What determines the Emitter current from the Base current is the transistor current gain, usually noted as h_FE in datasheets (a dimensionless number/ratio.)

h_FE is not a "solid" value and changes with voltage across the transistor C-E terminals, along with Emitter current. However, datasheets usually give you a pretty good idea with the expected range.

For that 3904, for example, the minimum current gain is stated as 30 and maximum as 300.

This means that in the worst case, if the current gain is indeed 30, then 0.01 Amps (10 mA) of current going into the base can make *up to* 0.3 Amps (300 mA) of current from the Emitter. Since Ib is relatively small in most cases compared to Ic and Ie, then you can approximate Ic and Ie as nearly equal, which means the Collector can also sink close to 0.30 Amps (300 mA) of current.

Of course with the LEDs and their series resistor in your above circuit, only as much current will flow through them as the LED series resistor allows.

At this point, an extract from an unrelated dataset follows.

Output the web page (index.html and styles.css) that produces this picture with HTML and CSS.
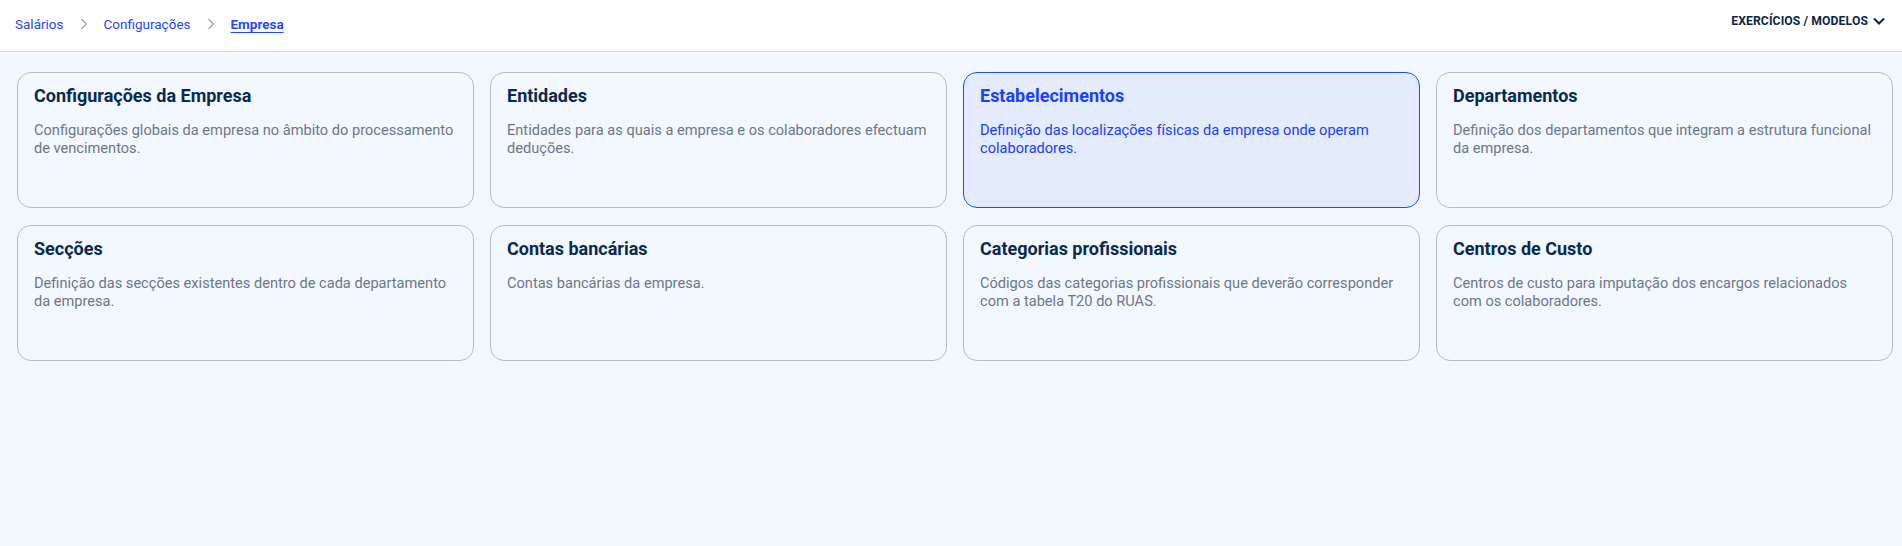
FILE: index.html
```html
<!DOCTYPE html>
<html lang="pt">
<head>
<meta charset="utf-8">
<title>Empresa</title>
<link rel="stylesheet" href="styles.css">
</head>
<body>
<header class="topbar">
  <nav class="crumbs">
    <a class="crumb" href="#">Salários</a>
    <svg class="sep" viewBox="0 0 8 12" width="8" height="12"><path d="M1.5 1 L6.5 6 L1.5 11" fill="none" stroke="currentColor" stroke-width="1.2"/></svg>
    <a class="crumb" href="#">Configurações</a>
    <svg class="sep" viewBox="0 0 8 12" width="8" height="12"><path d="M1.5 1 L6.5 6 L1.5 11" fill="none" stroke="currentColor" stroke-width="1.2"/></svg>
    <a class="crumb current" href="#">Empresa</a>
  </nav>
  <button class="menu">EXERCÍCIOS / MODELOS
    <svg class="caret" viewBox="0 0 12 8" width="12" height="8"><path d="M1 1.5 L6 6.5 L11 1.5" fill="none" stroke="currentColor" stroke-width="2"/></svg>
  </button>
</header>
<main class="grid">
  <a class="card" href="#"><h3 class="title">Configurações da Empresa</h3><p class="desc">Configurações globais da empresa no âmbito do processamento de vencimentos.</p></a>
  <a class="card" href="#"><h3 class="title">Entidades</h3><p class="desc">Entidades para as quais a empresa e os colaboradores efectuam deduções.</p></a>
  <a class="card active" href="#"><h3 class="title">Estabelecimentos</h3><p class="desc">Definição das localizações físicas da empresa onde operam colaboradores.</p></a>
  <a class="card" href="#"><h3 class="title">Departamentos</h3><p class="desc">Definição dos departamentos que integram a estrutura funcional da empresa.</p></a>
  <a class="card" href="#"><h3 class="title">Secções</h3><p class="desc">Definição das secções existentes dentro de cada departamento da empresa.</p></a>
  <a class="card" href="#"><h3 class="title">Contas bancárias</h3><p class="desc">Contas bancárias da empresa.</p></a>
  <a class="card" href="#"><h3 class="title">Categorias profissionais</h3><p class="desc">Códigos das categorias profissionais que deverão corresponder com a tabela T20 do RUAS.</p></a>
  <a class="card" href="#"><h3 class="title">Centros de Custo</h3><p class="desc">Centros de custo para imputação dos encargos relacionados com os colaboradores.</p></a>
</main>
</body>
</html>
```
FILE: styles.css
```css
* { box-sizing: border-box; }
html, body { margin: 0; padding: 0; }
body {
  font-family: Roboto, "Liberation Sans", sans-serif;
  background: #f3f7fe;
  min-height: 546px;
}
.topbar {
  height: 52px;
  background: #ffffff;
  border-bottom: 1px solid #d3d8e0;
  display: flex;
  align-items: center;
  justify-content: space-between;
  padding: 0 17px 4px 15px;
}
.crumbs {
  display: flex;
  align-items: center;
  gap: 16px;
}
.crumb {
  color: #2348ff;
  font-size: 13.5px;
  text-decoration: none;
  line-height: 20px;
}
.crumb.current {
  font-weight: 700;
  text-decoration: underline;
  text-underline-offset: 3px;
}
.sep { color: #9aa1ad; display: block; }
.menu {
  border: 0;
  background: none;
  padding: 0;
  margin-top: -6px;
  font-family: inherit;
  font-weight: 700;
  font-size: 12.2px;
  color: #0b2747;
  display: flex;
  align-items: center;
  gap: 5px;
  letter-spacing: 0.1px;
}
.caret { display: block; }
.grid {
  display: grid;
  grid-template-columns: repeat(4, 1fr);
  column-gap: 16px;
  row-gap: 17px;
  padding: 20px 9px 0 17px;
}
.card {
  display: block;
  height: 136px;
  border: 1px solid #b4bbca;
  border-radius: 14px;
  background: #f3f7fe;
  padding: 11px 16px;
  text-decoration: none;
}
.title {
  margin: 0;
  font-size: 18px;
  line-height: 24px;
  font-weight: 700;
  color: #082a4d;
}
.desc {
  margin: 13px 0 0;
  font-size: 14.6px;
  line-height: 18px;
  color: #6d7786;
}
.card.active {
  background: #e4ebfd;
  border-color: #1d4cff;
}
.card.active .title { color: #1a40ff; }
.card.active .desc { color: #1a40ff; }
```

Thus, you really only need to bias the transistor as much as is needed to drive the load.

With that said and given your above circuit...
If the MCU is supplied by 5V and it can output up to 5V on D3 pin, then with a 1-KOhm resistor between Base and D3, the Base current will be approx. Ib = 5 - 0.7 / 1000 = 0.0043 Amps. Since you're not driving the transistor too hard, the gain (h_FE) will likely be around 100 (or more, but not more than 300). But even in the worst case when h_FE is 30, Ie can be up to 30 * 0.0043 = 0.129 Amps.

Now if the LEDs only actually draw, say for example, 100 mA of current, then you won't see 129 mA flowing out of the Emitter of your BJT and will just see 100 mA instead.
However, if the LED load does want to draw 200 mA, it will become limited by the 129 mA Ie we calculated and only 129 mA of current will be allowed through the LED load. If this is not enough, then reducing the value of the series Base resistor of the BJT will increase the Emitter current. Say you go with a 510 Ohm resistor instead. Now Ib will be 5 - 0.7 / 510 = 0.0084 mA (about 8.4 mA)... and with that you can do the rest of the calculations, I think, given the previous example above.